Segundo segue a história, os produtos primários mantém um preço relativamente baixo e estável ao longo do tempo, enquanto produtos industrializados possuem um preço cada vez mais alto comparado aos produtos primários, devido ao enorme grau de valor agregado neles embutido. Isso, com o tempo, geraria uma deterioração dos termos de troca e, em última instância, um empobrecimento dos países primário-exportadores caso eles tomem parte no comércio internacional. Isso também estaria relacionado ao problema da restrição exterma.

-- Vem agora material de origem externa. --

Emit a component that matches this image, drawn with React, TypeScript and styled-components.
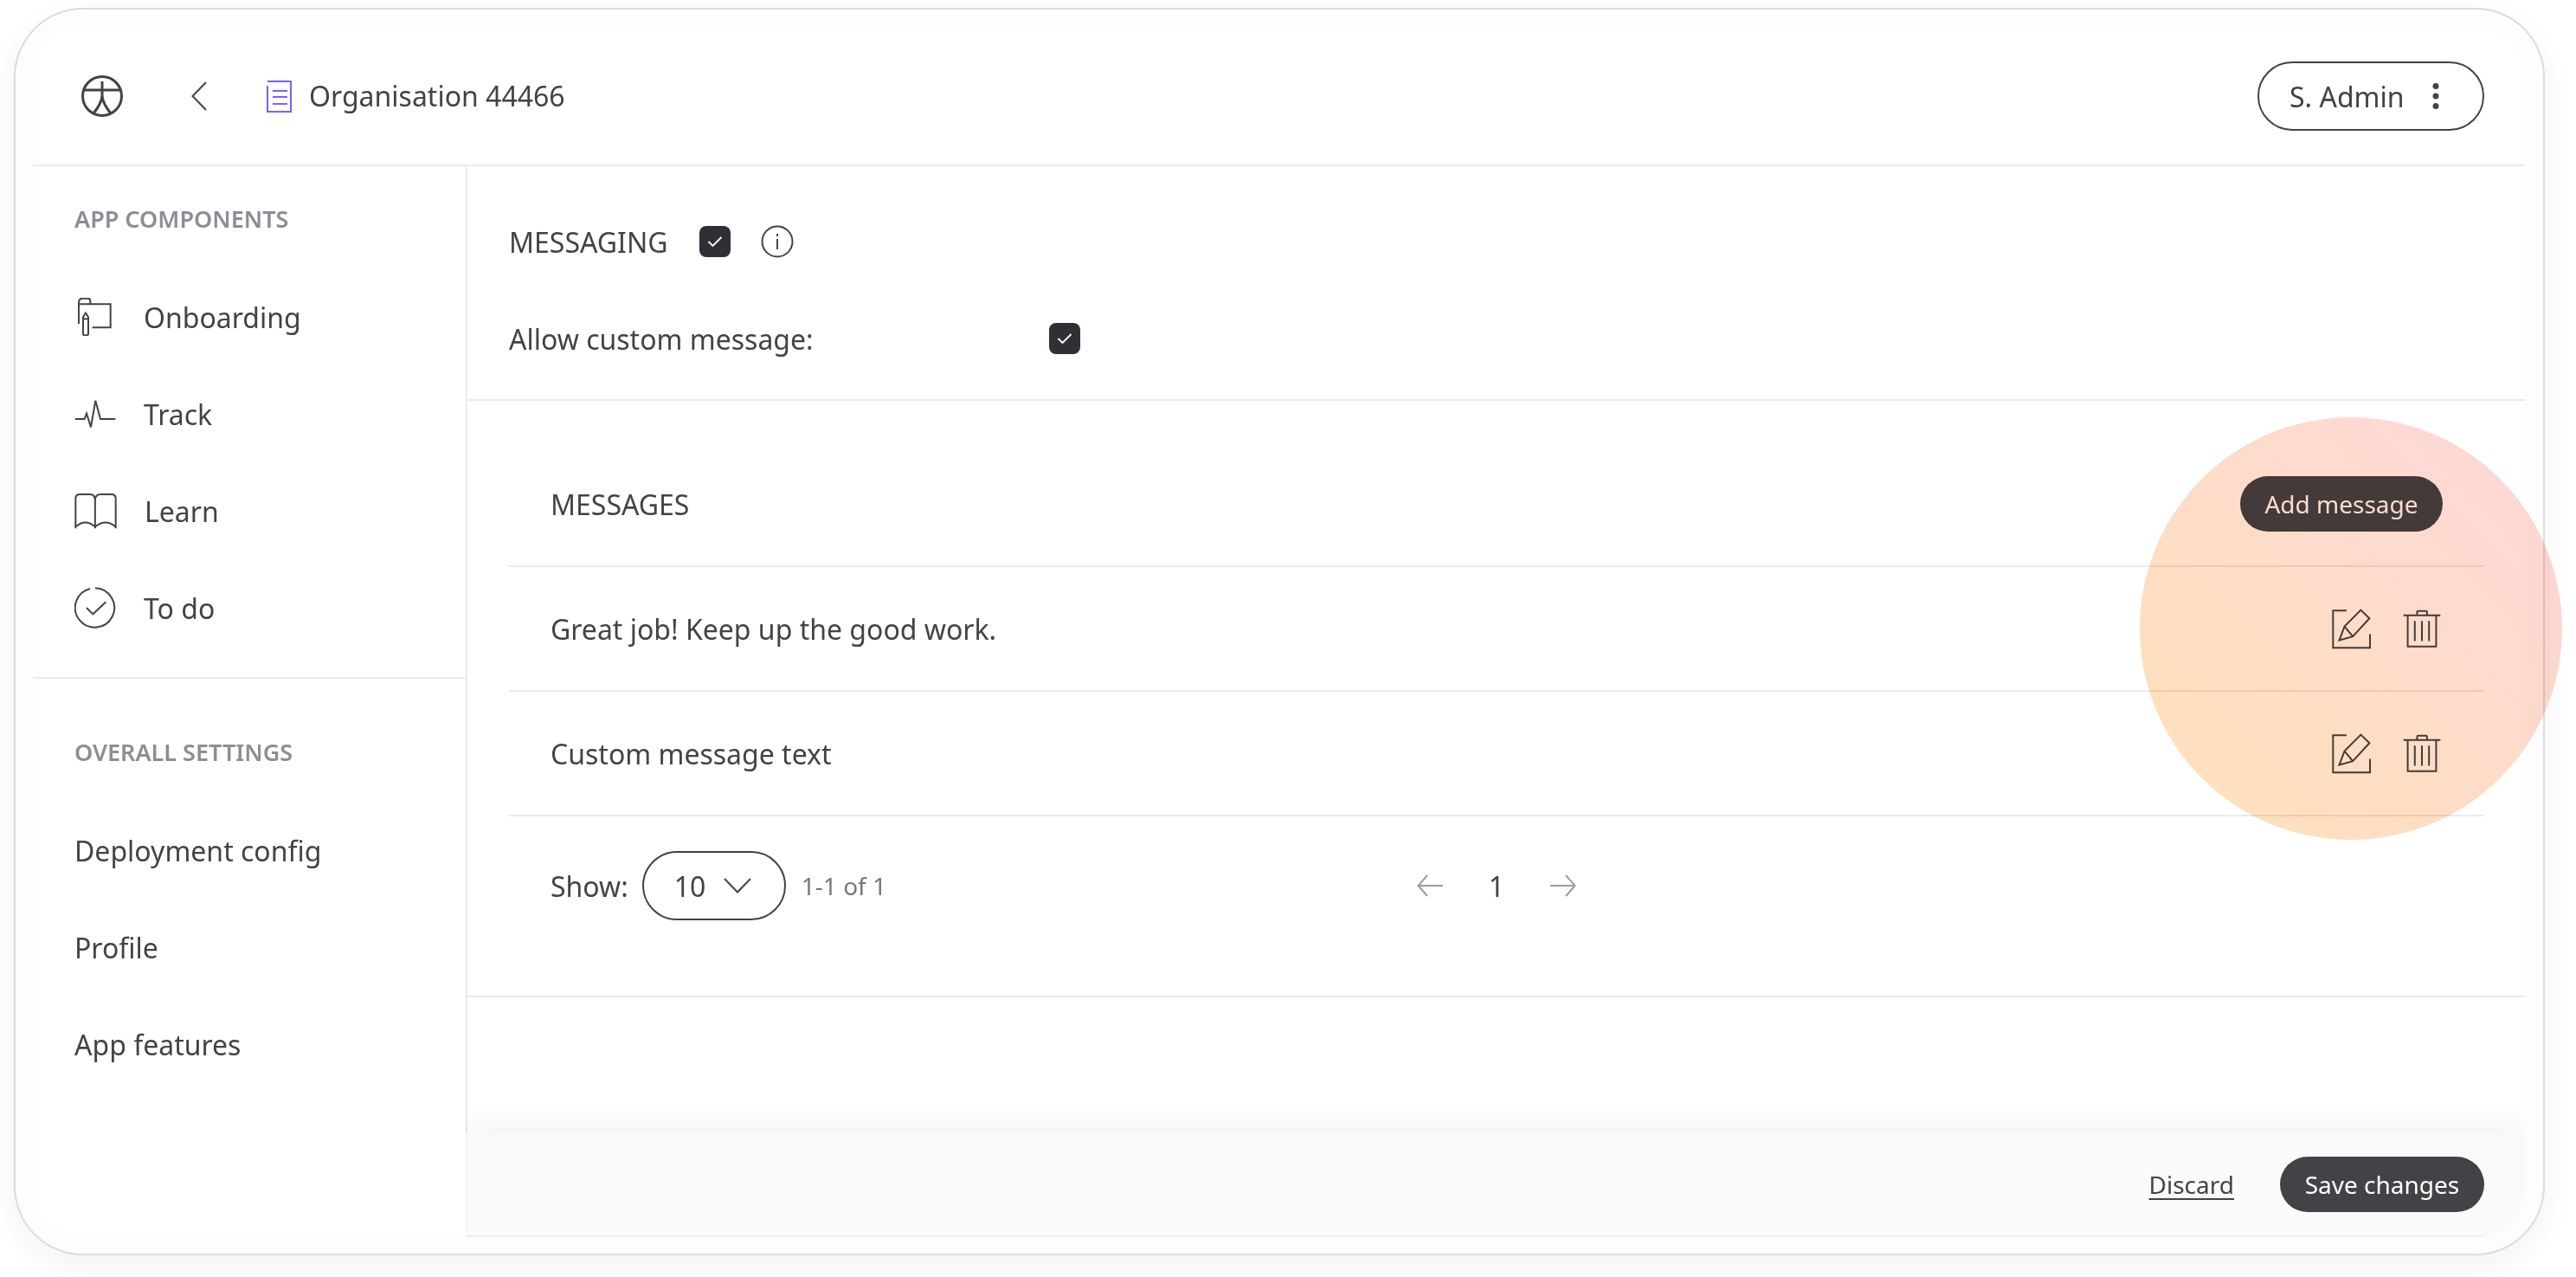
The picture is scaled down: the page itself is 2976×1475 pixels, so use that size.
import styled, { createGlobalStyle } from "styled-components";
import { ReactNode } from "react";

const GlobalStyle = createGlobalStyle`
  html, body {
    margin: 0;
    padding: 0;
    background: #fff;
  }
  * {
    box-sizing: border-box;
  }
  body {
    font-family: "Noto Sans", "Open Sans", sans-serif;
    color: #434347;
  }
`;

const Page = styled.div`
  width: 2976px;
  height: 1475px;
  padding: 9px 0 0 16px;
  overflow: hidden;
`;

const Frame = styled.div`
  position: relative;
  width: 2924px;
  height: 1441px;
  padding: 19px 20px 19px 20px;
  background: #fdfdfd;
  border: 2px solid #dcdcdc;
  border-radius: 80px;
  box-shadow: 0 12px 36px rgba(0, 0, 0, 0.05);
`;

const Inner = styled.div`
  display: flex;
  flex-direction: column;
  height: 100%;
  background: #fff;
  border-radius: 60px;
  overflow: hidden;
`;

const Header = styled.header`
  display: flex;
  align-items: center;
  flex: 0 0 162px;
  padding: 2px 48px 0 56px;
  border-bottom: 2px solid #ebebeb;
`;

const BackButton = styled.div`
  display: flex;
  margin-left: 79px;
  margin-right: 69px;
`;

const DocName = styled.div`
  display: flex;
  align-items: center;
  gap: 20px;
  font-size: 32px;
  line-height: 44px;
`;

const UserButton = styled.div`
  display: flex;
  align-items: center;
  justify-content: space-between;
  width: 262px;
  height: 80px;
  margin-left: auto;
  padding: 0 50px 0 35px;
  border: 2px solid #434347;
  border-radius: 40px;
  font-size: 32px;
`;

const Body = styled.div`
  display: flex;
  flex: 1;
  min-height: 0;
`;

const Sidebar = styled.aside`
  flex: 0 0 500px;
`;

const SideGroup = styled.div<{ $top: number; $bottom?: boolean }>`
  padding: ${(p) => p.$top}px 0 ${(p) => (p.$bottom ? 24 : 0)}px 48px;
  border-bottom: ${(p) => (p.$bottom ? "2px solid #ebebeb" : "none")};
`;

const SideLabel = styled.div`
  height: 40px;
  margin-bottom: 37px;
  font-size: 27px;
  line-height: 40px;
  font-weight: 600;
  color: #8b8e94;
`;

const SideItem = styled.div`
  display: flex;
  align-items: center;
  height: 112px;
  font-size: 32px;
`;

const IconSlot = styled.div`
  display: flex;
  justify-content: center;
  flex: 0 0 48px;
  margin-right: 32px;
`;

const Main = styled.main`
  display: flex;
  flex-direction: column;
  flex: 1;
  min-width: 0;
  border-left: 2px solid #ebebeb;
  clip-path: inset(0);
`;

const TopSection = styled.section`
  padding: 31px 49px 14px 48px;
  border-bottom: 2px solid #ebebeb;
`;

const SettingRow = styled.div`
  display: flex;
  align-items: center;
  height: 112px;
  font-size: 32px;
`;

const AllowLabel = styled.span`
  width: 624px;
`;

const Checkbox = styled.div<{ $left?: number }>`
  display: flex;
  align-items: center;
  justify-content: center;
  width: 36px;
  height: 36px;
  margin-left: ${(p) => p.$left ?? 0}px;
  background: #2f3036;
  border-radius: 8px;
`;

const InfoIcon = styled.div`
  display: flex;
  margin-left: 35px;
`;

const ListSection = styled.section`
  padding: 48px 48px 87px 48px;
  border-bottom: 2px solid #ebebeb;
`;

const ListHead = styled.div`
  display: flex;
  align-items: center;
  justify-content: space-between;
  height: 144px;
  padding: 0 48px;
  font-size: 32px;
  border-bottom: 2px solid #ebebeb;
`;

const MessageRow = styled.div`
  display: flex;
  align-items: center;
  justify-content: space-between;
  height: 144px;
  padding: 0 50px 0 48px;
  font-size: 32px;
  border-bottom: 2px solid #ebebeb;
`;

const RowActions = styled.div`
  display: flex;
  align-items: center;
  gap: 36px;
`;

const PillButton = styled.div<{ $width: number }>`
  display: flex;
  align-items: center;
  justify-content: center;
  width: ${(p) => p.$width}px;
  height: 64px;
  background: #434347;
  border-radius: 32px;
  color: #fff;
  font-size: 28px;
`;

const Pagination = styled.div`
  display: grid;
  grid-template-columns: 1fr auto 1fr;
  align-items: center;
  padding: 40px 48px 0;
  font-size: 32px;
`;

const ShowGroup = styled.div`
  display: flex;
  align-items: center;
`;

const SelectBox = styled.div`
  display: flex;
  align-items: center;
  justify-content: space-between;
  width: 166px;
  height: 80px;
  margin: 0 18px 0 16px;
  padding: 0 38px 0 35px;
  border: 2px solid #434347;
  border-radius: 40px;
`;

const RangeText = styled.span`
  font-size: 28px;
  color: #75777c;
`;

const PageNav = styled.div`
  display: flex;
  align-items: center;
  gap: 53px;
`;

const Spacer = styled.div`
  flex: 1;
`;

const Footer = styled.footer`
  display: flex;
  align-items: center;
  justify-content: flex-end;
  gap: 53px;
  flex: 0 0 120px;
  margin-left: -2px;
  padding: 0 48px 0 0;
  background: #fafafa;
  border-bottom: 2px solid #ededed;
  border-left: 2px solid #f6f6f6;
  box-shadow: 0 -10px 34px rgba(0, 0, 0, 0.05);
  font-size: 28px;
`;

const DiscardLink = styled.span`
  text-decoration: underline;
  text-underline-offset: 5px;
`;

const Glow = styled.div`
  position: absolute;
  left: 2454px;
  top: 471px;
  width: 488px;
  height: 488px;
  border-radius: 50%;
  background: linear-gradient(45deg, #fee2b8, #fcd7d9);
  mix-blend-mode: multiply;
  pointer-events: none;
`;

const stroke = "#434347";

function Logo() {
  return (
    <svg width="48" height="48" viewBox="0 0 48 48" fill="none" stroke={stroke} strokeWidth="3">
      <circle cx="24" cy="24" r="22.5" />
      <path d="M2 17H46M24 7V24M24 24C23 33 18 39 14 44M24 24C25 33 30 39 34 44" />
    </svg>
  );
}

function Chevron() {
  return (
    <svg width="18" height="34" viewBox="0 0 18 34" fill="none" stroke={stroke} strokeWidth="2">
      <path d="M17 1L1.5 17L17 33" />
    </svg>
  );
}

function DocIcon() {
  return (
    <svg width="29" height="37" viewBox="0 0 29 37" fill="none" stroke="#7b61ff" strokeWidth="2">
      <path d="M1 1H28V36H1V6" />
      <path d="M7 12H24M7 19H24M7 27H24" />
    </svg>
  );
}

function OnboardingIcon() {
  return (
    <svg width="40" height="44" viewBox="95 45 120 132" fill="none" stroke={stroke} strokeWidth="6">
      <path d="M98 135V62Q98 47 112 47H130Q138 47 138 55V67M98 67H208V148H145" />
      <path d="M113 112L122 97L131 112V170Q131 175 122 175Q113 175 113 170Z" />
      <path d="M113 118H131" />
    </svg>
  );
}

function TrackIcon() {
  return (
    <svg width="48" height="34" viewBox="80 395 144 102" fill="none" stroke={stroke} strokeWidth="6">
      <path d="M82 464H115L122 445L137 492L153 400L170 464H222" />
    </svg>
  );
}

function LearnIcon() {
  return (
    <svg width="49" height="43" viewBox="76 720 148 128" fill="none" stroke={stroke} strokeWidth="6">
      <path d="M80 844V740Q80 725 95 725H130Q148 725 148 745V844" />
      <path d="M148 745Q148 725 168 725H205Q220 725 220 740V844" />
      <path d="M80 838Q115 808 148 838M148 838Q185 808 220 838" />
    </svg>
  );
}

function TodoIcon() {
  return (
    <svg width="48" height="48" viewBox="76 1046 144 144" fill="none" stroke={stroke} strokeWidth="6">
      <path d="M148 1050A68 68 0 1 1 130 1052" />
      <path d="M118 1118L140 1140L185 1098" />
    </svg>
  );
}

function CheckMark() {
  return (
    <svg width="18" height="14" viewBox="0 0 18 14" fill="none" stroke="#fff" strokeWidth="1.8">
      <path d="M1.5 7L6.5 12L16.5 2" />
    </svg>
  );
}

function Info() {
  return (
    <svg width="38" height="38" viewBox="0 0 38 38" fill="none" stroke={stroke} strokeWidth="2">
      <circle cx="19" cy="19" r="17.5" />
      <path d="M19 16V28M19 10V13" />
    </svg>
  );
}

function EditIcon() {
  return (
    <svg width="47" height="47" viewBox="72 68 140 142" fill="none" stroke={stroke} strokeWidth="6">
      <path d="M125 75H78V205H207V157" />
      <path d="M100 178L118 130L175 73L205 102L147 165Z" />
      <path d="M118 130L147 165" />
    </svg>
  );
}

function TrashIcon() {
  return (
    <svg width="44" height="45" viewBox="316 72 134 136" fill="none" stroke={stroke} strokeWidth="6">
      <path d="M318 92H448" />
      <path d="M366 92V80Q366 77 370 77H397Q401 77 401 80V92" />
      <path d="M333 92V202H433V92" />
      <path d="M358 112V183M383 112V183M408 112V183" />
    </svg>
  );
}

function ArrowLeft() {
  return (
    <svg width="30" height="26" viewBox="0 0 30 26" fill="none" stroke="#9a9ca1" strokeWidth="2">
      <path d="M30 13H2M12 1L1.5 13L12 25" />
    </svg>
  );
}

function ArrowRight() {
  return (
    <svg width="30" height="26" viewBox="0 0 30 26" fill="none" stroke="#9a9ca1" strokeWidth="2">
      <path d="M0 13H28M18 1L28.5 13L18 25" />
    </svg>
  );
}

function SelectChevron() {
  return (
    <svg width="32" height="18" viewBox="0 0 32 18" fill="none" stroke={stroke} strokeWidth="2">
      <path d="M1 1L16 16.5L31 1" />
    </svg>
  );
}

function Dots() {
  return (
    <svg width="8" height="32" viewBox="0 0 8 32" fill={stroke}>
      <circle cx="4" cy="4.5" r="3.5" />
      <circle cx="4" cy="16" r="3.5" />
      <circle cx="4" cy="27.5" r="3.5" />
    </svg>
  );
}

interface ComponentItem {
  label: string;
  icon: ReactNode;
}

const appComponents: ComponentItem[] = [
  { label: "Onboarding", icon: <OnboardingIcon /> },
  { label: "Track", icon: <TrackIcon /> },
  { label: "Learn", icon: <LearnIcon /> },
  { label: "To do", icon: <TodoIcon /> },
];

const overallSettings = ["Deployment config", "Profile", "App features"];
const messages = ["Great job! Keep up the good work.", "Custom message text"];

function App() {
  return (
    <Page>
      <GlobalStyle />
      <Frame>
        <Inner>
          <Header>
            <Logo />
            <BackButton>
              <Chevron />
            </BackButton>
            <DocName>
              <DocIcon />
              Organisation 44466
            </DocName>
            <UserButton>
              S. Admin
              <Dots />
            </UserButton>
          </Header>
          <Body>
            <Sidebar>
              <SideGroup $top={41} $bottom>
                <SideLabel>APP COMPONENTS</SideLabel>
                {appComponents.map((item) => (
                  <SideItem key={item.label}>
                    <IconSlot>{item.icon}</IconSlot>
                    {item.label}
                  </SideItem>
                ))}
              </SideGroup>
              <SideGroup $top={65}>
                <SideLabel>OVERALL SETTINGS</SideLabel>
                {overallSettings.map((label) => (
                  <SideItem key={label}>{label}</SideItem>
                ))}
              </SideGroup>
            </Sidebar>
            <Main>
              <TopSection>
                <SettingRow>
                  MESSAGING
                  <Checkbox $left={36}>
                    <CheckMark />
                  </Checkbox>
                  <InfoIcon>
                    <Info />
                  </InfoIcon>
                </SettingRow>
                <SettingRow>
                  <AllowLabel>Allow custom message:</AllowLabel>
                  <Checkbox>
                    <CheckMark />
                  </Checkbox>
                </SettingRow>
              </TopSection>
              <ListSection>
                <ListHead>
                  MESSAGES
                  <PillButton $width={234}>Add message</PillButton>
                </ListHead>
                {messages.map((text) => (
                  <MessageRow key={text}>
                    {text}
                    <RowActions>
                      <EditIcon />
                      <TrashIcon />
                    </RowActions>
                  </MessageRow>
                ))}
                <Pagination>
                  <ShowGroup>
                    Show:
                    <SelectBox>
                      10
                      <SelectChevron />
                    </SelectBox>
                    <RangeText>1-1 of 1</RangeText>
                  </ShowGroup>
                  <PageNav>
                    <ArrowLeft />1
                    <ArrowRight />
                  </PageNav>
                </Pagination>
              </ListSection>
              <Spacer />
              <Footer>
                <DiscardLink>Discard</DiscardLink>
                <PillButton $width={236}>Save changes</PillButton>
              </Footer>
            </Main>
          </Body>
        </Inner>
        <Glow />
      </Frame>
    </Page>
  );
}

export default App;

Duas considerações a respeito dessa tese. A primeira é que para a deterioração nos termos de troca gerar prejuízos para um país que toma parte no comércio internacional, condições muito extremas devem ser observadas, praticamente impossíveis de acontecerem no mundo real. Essas condições foram formalizadas pelo economista Jagdish Bhagwati na década de 60 e uma ilustração gráfica delas pode ser vista no livro de Economia Internacional de Salvatore, página 203, 11ª edição.
A segunda é que a deterioração dos termos de troca aparece em todo lugar nas teorias cepalinas, menos nos dados. Mais uma vez o livro do Salvatore vem a nos ajudar. A tabela da página 96 desse livro mostra que não há nenhuma deterioração dos termos de troca dos países não industrializados. O que parece haver é algo praticamente aleatório: uma hora, os termos de troca são mais favoráveis aos países industrializados, outra hora, aos países não industrializados. Deixaremos o livro do Salvatore na nota [4] para vocês conferirem por si mesmos o que foi dito, caso queiram.
Mas se enriquecimento não requer industrialização, então por que a maioria dos países ricos são industrializados?
Primeiro que isso é cada vez menos verdadeiro: países ricos estão passando por um processo drástico de desindustrialização, com a mão de obra migrando fortemente para o setor de serviços.
Segundo que, basicamente, porque todos os países ricos possuem uma população altamente educada. Para se industrializar (e não falo apenas de indústrias simples como a de transformação, mas de setores industriais sofisticados como a indústria automobilística, a da química fina, de eletrônicos etc.), um país precisa de engenheiros e cientistas altamente qualificados. Os países ricos, ao se educarem, obtiveram esse capital humano necessário, e acabaram se industrializando. Então não é que a industrialização foi causa do crescimento, mas o contrário: o crescimento, baseado em acúmulo de capital físico, humano e desenvolvimento tecnológico, propiciou a industrialização e a geração de setores industriais altamente sofisticados. Como dito no início do texto, há uma confusão entre causa e consequência.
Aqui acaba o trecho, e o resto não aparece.